**Exercise brief**: Pick out every line holding the string "page" and copy it.
★ ★ ★ ★ ★
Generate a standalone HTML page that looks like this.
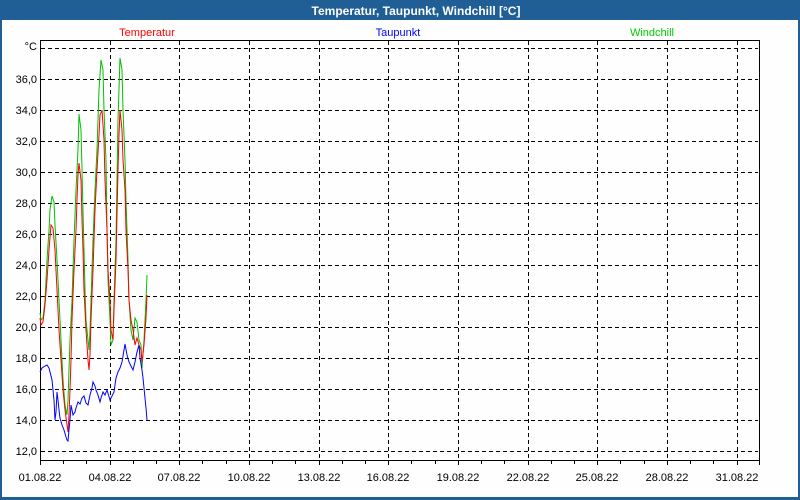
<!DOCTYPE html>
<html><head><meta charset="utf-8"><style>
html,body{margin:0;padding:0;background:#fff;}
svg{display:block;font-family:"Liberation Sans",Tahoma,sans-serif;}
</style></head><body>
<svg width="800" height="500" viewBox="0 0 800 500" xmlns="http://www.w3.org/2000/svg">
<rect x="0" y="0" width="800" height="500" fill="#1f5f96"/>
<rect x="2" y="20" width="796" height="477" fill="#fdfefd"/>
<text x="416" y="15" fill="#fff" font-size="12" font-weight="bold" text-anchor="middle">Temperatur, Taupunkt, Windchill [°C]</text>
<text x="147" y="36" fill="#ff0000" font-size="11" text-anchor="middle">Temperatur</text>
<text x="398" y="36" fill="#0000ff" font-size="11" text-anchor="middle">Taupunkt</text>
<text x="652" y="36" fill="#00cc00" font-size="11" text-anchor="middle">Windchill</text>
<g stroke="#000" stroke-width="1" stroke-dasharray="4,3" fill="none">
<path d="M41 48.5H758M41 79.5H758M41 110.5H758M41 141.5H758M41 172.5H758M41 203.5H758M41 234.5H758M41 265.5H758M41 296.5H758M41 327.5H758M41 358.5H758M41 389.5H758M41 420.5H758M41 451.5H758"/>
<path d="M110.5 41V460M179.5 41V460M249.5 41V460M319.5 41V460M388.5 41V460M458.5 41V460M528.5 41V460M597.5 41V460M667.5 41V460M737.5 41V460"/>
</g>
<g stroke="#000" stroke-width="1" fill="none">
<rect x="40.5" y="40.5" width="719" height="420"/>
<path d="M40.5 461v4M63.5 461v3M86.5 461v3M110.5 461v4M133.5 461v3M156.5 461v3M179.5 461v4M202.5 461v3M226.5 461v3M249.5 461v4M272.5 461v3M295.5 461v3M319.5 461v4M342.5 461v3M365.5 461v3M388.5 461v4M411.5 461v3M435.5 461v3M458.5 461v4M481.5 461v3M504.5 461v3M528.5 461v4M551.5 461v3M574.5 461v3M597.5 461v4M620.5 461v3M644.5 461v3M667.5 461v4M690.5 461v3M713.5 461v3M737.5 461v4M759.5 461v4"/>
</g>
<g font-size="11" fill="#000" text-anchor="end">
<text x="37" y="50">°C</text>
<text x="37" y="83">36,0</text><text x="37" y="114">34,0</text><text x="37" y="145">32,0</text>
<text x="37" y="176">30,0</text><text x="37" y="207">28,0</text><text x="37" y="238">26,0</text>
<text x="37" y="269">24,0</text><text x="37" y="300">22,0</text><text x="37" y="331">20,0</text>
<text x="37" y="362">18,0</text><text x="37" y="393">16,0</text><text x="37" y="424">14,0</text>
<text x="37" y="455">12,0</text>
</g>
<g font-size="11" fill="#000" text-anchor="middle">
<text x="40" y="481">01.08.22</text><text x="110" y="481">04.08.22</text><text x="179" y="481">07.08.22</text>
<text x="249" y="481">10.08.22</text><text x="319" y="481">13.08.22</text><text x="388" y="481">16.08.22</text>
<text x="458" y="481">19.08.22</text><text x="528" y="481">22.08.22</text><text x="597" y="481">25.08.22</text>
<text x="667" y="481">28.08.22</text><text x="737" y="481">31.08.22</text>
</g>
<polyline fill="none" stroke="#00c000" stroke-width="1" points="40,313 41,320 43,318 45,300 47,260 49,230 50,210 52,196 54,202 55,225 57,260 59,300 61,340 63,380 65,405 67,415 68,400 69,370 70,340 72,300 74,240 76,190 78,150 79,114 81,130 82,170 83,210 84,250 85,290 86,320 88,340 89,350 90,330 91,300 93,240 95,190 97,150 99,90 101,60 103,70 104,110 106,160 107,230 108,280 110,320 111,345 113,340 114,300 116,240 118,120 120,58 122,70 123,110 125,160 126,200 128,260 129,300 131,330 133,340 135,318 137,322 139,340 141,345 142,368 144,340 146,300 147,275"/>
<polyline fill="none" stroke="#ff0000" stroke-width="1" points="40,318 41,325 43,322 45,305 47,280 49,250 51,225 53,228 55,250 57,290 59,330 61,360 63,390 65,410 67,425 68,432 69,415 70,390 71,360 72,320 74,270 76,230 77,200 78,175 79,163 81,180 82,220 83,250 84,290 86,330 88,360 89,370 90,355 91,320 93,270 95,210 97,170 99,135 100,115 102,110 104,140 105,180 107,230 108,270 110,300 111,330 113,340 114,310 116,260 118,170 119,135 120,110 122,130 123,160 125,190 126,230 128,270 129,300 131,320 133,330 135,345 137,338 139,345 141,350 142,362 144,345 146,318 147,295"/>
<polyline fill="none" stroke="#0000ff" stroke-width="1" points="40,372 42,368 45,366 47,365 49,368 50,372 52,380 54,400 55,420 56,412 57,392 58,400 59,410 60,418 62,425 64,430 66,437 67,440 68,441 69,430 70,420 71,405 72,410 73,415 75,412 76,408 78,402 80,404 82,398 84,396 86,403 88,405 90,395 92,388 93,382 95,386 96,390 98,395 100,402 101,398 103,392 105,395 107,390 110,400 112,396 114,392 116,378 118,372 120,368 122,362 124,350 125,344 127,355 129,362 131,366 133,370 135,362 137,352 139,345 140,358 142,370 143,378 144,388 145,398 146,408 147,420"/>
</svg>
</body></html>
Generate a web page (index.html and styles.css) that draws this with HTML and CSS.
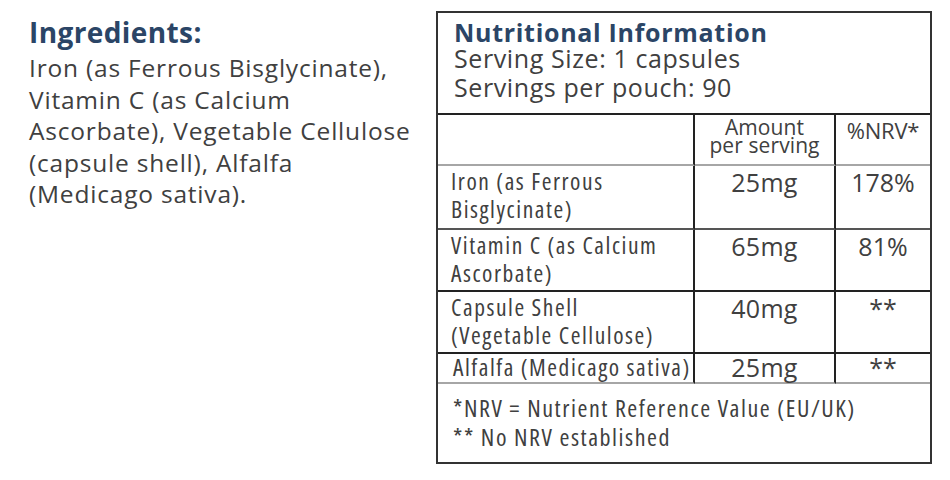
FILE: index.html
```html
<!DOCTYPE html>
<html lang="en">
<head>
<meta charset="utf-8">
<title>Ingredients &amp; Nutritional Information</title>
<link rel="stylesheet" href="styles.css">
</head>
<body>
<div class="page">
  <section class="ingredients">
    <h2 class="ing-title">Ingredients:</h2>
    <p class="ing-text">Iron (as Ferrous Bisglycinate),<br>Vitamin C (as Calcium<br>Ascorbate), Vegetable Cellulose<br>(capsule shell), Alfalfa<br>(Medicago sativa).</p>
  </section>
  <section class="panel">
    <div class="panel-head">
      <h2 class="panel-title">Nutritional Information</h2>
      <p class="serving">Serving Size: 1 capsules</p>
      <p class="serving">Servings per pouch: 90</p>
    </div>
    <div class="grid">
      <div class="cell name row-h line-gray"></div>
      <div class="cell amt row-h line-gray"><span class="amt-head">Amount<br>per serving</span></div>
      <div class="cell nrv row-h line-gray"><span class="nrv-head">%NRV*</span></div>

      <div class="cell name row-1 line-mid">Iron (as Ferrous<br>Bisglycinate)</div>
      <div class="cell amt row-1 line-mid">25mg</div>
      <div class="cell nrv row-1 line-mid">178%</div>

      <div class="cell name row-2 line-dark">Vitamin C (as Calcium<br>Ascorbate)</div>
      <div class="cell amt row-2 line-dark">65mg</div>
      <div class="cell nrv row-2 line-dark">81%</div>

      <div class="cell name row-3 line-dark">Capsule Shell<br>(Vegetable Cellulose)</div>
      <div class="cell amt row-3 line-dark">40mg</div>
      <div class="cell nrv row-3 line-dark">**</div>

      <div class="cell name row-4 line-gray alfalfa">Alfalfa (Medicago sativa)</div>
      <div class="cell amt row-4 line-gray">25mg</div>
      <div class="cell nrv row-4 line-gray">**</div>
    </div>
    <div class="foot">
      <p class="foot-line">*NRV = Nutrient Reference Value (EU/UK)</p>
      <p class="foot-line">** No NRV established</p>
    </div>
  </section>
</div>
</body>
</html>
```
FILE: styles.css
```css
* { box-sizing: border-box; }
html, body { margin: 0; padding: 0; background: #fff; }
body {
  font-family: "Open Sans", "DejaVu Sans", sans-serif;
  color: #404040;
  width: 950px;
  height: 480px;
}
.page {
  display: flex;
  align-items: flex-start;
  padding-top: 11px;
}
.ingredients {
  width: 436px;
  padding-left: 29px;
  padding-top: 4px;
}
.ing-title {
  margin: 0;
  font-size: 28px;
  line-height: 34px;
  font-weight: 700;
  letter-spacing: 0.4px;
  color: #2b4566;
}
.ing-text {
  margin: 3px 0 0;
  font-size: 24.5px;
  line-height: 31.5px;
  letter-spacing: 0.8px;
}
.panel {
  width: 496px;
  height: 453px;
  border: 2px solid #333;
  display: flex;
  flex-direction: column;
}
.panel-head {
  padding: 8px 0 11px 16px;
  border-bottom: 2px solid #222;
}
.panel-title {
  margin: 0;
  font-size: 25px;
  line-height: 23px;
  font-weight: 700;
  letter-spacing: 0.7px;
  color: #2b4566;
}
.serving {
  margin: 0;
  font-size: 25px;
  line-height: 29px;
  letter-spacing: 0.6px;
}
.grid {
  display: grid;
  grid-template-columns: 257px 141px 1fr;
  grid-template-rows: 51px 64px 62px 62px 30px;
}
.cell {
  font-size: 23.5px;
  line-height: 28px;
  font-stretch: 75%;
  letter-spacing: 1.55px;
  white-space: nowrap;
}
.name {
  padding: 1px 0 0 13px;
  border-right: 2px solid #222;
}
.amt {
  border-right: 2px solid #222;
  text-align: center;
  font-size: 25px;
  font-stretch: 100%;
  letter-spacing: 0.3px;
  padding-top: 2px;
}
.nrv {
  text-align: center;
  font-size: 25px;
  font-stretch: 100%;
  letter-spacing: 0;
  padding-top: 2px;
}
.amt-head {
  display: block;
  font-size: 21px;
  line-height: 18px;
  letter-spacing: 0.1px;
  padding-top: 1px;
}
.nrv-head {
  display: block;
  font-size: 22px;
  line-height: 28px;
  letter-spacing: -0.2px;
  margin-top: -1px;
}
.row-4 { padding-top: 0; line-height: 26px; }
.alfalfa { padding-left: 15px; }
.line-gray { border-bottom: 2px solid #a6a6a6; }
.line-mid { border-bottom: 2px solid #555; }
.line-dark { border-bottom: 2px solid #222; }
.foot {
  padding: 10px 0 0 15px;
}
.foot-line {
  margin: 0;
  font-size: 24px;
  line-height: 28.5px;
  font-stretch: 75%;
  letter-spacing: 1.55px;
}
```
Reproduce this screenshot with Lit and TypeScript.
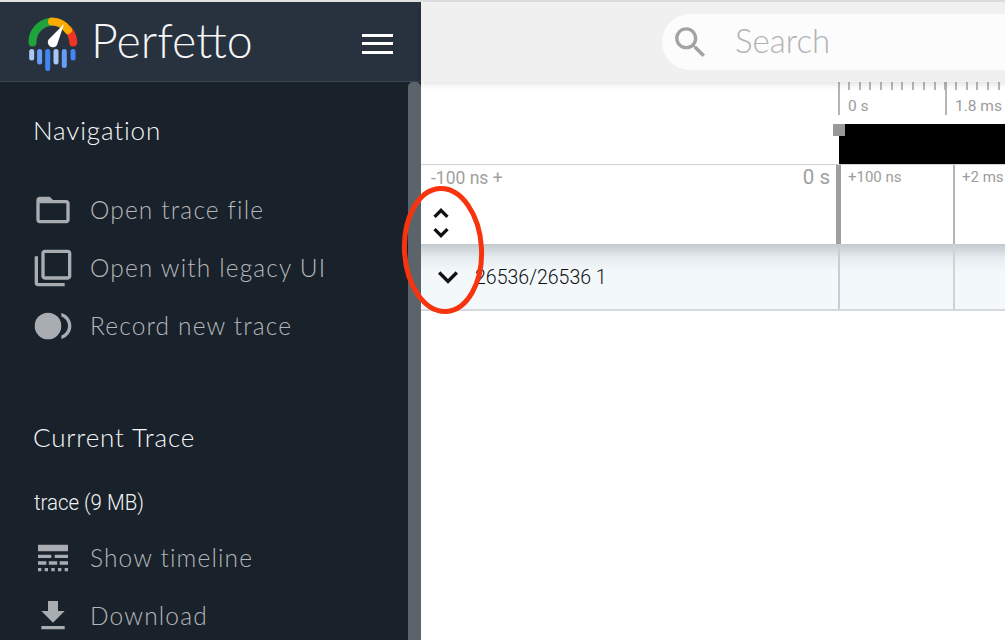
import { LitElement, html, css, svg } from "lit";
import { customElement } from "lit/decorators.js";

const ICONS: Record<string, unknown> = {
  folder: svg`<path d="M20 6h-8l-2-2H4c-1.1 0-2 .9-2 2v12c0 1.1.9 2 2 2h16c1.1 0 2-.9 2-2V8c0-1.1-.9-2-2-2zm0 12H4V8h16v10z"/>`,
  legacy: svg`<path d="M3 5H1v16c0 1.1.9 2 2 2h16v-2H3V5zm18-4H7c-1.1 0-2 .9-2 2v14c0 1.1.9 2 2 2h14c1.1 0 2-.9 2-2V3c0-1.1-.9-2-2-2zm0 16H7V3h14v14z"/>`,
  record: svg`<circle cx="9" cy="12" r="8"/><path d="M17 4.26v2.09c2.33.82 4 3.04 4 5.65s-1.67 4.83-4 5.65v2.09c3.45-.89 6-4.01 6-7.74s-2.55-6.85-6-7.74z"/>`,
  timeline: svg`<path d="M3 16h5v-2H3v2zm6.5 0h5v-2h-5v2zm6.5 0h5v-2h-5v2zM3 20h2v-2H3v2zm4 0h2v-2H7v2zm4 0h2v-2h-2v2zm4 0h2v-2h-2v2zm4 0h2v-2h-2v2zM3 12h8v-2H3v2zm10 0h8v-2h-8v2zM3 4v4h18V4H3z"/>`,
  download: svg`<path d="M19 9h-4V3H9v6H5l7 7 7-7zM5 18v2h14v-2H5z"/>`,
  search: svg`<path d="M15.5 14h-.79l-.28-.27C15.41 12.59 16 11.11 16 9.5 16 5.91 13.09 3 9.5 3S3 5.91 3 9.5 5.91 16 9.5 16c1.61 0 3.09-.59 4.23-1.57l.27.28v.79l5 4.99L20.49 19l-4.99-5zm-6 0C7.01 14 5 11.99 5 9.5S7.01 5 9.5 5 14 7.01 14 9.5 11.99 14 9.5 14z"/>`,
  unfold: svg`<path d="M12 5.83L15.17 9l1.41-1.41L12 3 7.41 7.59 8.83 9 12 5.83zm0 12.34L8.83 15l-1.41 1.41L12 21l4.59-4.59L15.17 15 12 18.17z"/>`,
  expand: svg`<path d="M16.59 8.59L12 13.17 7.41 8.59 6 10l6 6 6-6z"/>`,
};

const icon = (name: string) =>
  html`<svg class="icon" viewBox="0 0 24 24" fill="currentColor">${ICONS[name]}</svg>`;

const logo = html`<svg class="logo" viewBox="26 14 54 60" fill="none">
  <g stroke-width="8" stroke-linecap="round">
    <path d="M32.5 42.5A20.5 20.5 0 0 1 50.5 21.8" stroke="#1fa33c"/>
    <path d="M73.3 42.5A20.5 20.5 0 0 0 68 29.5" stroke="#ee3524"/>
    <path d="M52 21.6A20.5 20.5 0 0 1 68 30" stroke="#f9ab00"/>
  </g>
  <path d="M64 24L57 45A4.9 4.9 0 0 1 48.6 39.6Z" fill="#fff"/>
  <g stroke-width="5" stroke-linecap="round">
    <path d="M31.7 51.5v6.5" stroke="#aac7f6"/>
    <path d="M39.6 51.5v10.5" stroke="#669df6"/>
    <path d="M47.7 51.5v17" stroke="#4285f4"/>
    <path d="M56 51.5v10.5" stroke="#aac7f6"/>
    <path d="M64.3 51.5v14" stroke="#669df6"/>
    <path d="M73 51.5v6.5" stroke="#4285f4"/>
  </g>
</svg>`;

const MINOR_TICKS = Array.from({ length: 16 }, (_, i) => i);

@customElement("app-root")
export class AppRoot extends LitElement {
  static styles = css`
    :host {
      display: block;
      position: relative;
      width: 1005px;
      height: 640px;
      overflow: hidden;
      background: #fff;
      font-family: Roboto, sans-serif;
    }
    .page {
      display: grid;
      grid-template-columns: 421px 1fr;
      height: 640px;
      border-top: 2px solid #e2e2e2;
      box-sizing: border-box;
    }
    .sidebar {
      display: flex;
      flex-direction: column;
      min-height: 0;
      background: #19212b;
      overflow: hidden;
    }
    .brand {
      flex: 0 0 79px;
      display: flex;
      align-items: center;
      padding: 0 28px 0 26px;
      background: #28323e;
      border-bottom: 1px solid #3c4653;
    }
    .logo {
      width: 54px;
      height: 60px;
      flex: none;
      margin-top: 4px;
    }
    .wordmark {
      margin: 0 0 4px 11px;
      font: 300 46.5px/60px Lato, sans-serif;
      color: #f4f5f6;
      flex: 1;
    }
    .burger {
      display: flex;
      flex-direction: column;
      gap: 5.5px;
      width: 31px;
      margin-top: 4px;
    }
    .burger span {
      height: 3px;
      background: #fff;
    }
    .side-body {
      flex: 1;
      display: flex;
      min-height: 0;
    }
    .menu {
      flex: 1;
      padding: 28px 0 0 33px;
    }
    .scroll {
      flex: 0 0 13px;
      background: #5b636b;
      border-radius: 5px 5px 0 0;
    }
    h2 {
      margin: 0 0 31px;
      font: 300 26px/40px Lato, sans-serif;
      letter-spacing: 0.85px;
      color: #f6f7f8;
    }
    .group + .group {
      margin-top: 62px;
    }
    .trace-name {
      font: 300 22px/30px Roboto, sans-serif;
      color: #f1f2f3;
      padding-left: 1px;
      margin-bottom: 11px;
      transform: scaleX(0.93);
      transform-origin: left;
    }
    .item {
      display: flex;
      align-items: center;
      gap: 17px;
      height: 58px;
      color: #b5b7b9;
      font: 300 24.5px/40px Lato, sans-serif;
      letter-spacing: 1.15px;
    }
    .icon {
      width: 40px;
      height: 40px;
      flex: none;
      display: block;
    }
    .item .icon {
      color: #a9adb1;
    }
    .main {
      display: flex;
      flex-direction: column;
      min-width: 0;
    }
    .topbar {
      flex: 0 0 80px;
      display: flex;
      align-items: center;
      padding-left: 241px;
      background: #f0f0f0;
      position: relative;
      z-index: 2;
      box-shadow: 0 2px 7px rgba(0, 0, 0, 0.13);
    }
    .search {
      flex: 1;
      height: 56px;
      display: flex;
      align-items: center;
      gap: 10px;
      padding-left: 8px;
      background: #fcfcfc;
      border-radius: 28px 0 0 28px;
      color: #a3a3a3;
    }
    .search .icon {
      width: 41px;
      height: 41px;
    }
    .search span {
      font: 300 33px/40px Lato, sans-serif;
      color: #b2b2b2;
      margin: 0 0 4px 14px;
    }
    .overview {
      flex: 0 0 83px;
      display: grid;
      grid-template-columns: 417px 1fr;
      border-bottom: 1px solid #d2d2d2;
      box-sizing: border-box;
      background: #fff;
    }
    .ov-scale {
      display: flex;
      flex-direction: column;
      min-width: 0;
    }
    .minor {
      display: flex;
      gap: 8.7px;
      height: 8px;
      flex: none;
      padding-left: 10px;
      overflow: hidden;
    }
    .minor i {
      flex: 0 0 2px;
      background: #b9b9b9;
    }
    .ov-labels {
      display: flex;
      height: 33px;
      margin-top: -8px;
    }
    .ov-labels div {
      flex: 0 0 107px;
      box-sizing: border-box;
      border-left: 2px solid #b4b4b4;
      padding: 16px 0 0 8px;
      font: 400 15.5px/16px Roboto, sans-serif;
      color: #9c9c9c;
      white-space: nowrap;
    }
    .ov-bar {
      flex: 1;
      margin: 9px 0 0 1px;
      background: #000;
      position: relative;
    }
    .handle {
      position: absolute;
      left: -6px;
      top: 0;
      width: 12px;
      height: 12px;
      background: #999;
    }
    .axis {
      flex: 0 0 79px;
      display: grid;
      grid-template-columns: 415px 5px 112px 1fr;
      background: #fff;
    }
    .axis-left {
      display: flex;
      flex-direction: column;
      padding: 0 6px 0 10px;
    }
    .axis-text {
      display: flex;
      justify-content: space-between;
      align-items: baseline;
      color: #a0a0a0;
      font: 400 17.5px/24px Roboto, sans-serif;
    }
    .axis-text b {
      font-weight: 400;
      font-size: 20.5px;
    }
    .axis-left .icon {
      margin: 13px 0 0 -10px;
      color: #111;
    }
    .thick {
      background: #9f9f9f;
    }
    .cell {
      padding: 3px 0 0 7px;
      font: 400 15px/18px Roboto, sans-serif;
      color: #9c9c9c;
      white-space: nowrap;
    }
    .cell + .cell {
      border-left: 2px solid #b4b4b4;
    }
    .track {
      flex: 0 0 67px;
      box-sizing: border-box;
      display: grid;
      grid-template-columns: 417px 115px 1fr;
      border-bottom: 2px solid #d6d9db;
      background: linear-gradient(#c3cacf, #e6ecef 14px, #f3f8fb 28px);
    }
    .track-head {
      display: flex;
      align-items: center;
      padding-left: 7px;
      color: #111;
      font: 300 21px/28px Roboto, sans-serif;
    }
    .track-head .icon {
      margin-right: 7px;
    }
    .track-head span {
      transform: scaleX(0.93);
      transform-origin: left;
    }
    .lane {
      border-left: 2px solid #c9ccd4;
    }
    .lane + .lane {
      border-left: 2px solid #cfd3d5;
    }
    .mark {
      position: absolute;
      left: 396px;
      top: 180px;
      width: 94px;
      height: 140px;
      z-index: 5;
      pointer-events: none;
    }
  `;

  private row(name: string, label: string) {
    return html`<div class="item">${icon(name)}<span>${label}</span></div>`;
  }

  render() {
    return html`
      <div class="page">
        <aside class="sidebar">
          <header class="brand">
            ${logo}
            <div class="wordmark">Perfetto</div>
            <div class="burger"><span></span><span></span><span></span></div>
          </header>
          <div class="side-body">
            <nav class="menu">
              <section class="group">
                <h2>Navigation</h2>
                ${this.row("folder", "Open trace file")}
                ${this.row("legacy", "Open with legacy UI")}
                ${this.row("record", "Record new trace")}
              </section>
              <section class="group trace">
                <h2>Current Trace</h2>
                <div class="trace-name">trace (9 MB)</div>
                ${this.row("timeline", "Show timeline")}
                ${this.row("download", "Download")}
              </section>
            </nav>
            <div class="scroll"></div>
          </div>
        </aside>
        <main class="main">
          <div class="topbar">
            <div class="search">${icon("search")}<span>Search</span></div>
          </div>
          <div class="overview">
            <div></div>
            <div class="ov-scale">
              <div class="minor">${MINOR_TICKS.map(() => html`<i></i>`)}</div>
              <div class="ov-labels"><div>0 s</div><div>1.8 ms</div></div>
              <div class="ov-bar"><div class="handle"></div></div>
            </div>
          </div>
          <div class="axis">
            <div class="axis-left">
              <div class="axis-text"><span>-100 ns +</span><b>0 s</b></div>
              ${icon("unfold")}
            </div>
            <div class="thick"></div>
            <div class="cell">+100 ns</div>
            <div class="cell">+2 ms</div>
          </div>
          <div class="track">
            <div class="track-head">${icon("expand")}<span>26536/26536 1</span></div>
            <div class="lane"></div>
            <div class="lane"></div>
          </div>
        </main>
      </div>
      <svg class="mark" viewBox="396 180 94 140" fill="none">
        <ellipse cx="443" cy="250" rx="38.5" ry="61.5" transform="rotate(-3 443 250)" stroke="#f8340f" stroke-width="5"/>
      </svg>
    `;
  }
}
★ ★ ★ ★ ★
**Reply to the task**:
Generate a standalone HTML page that looks like this.
Generate a web page (index.html and styles.css) that draws this with HTML and CSS.
<div class="page">
.page {
    .page {
      <div class="page">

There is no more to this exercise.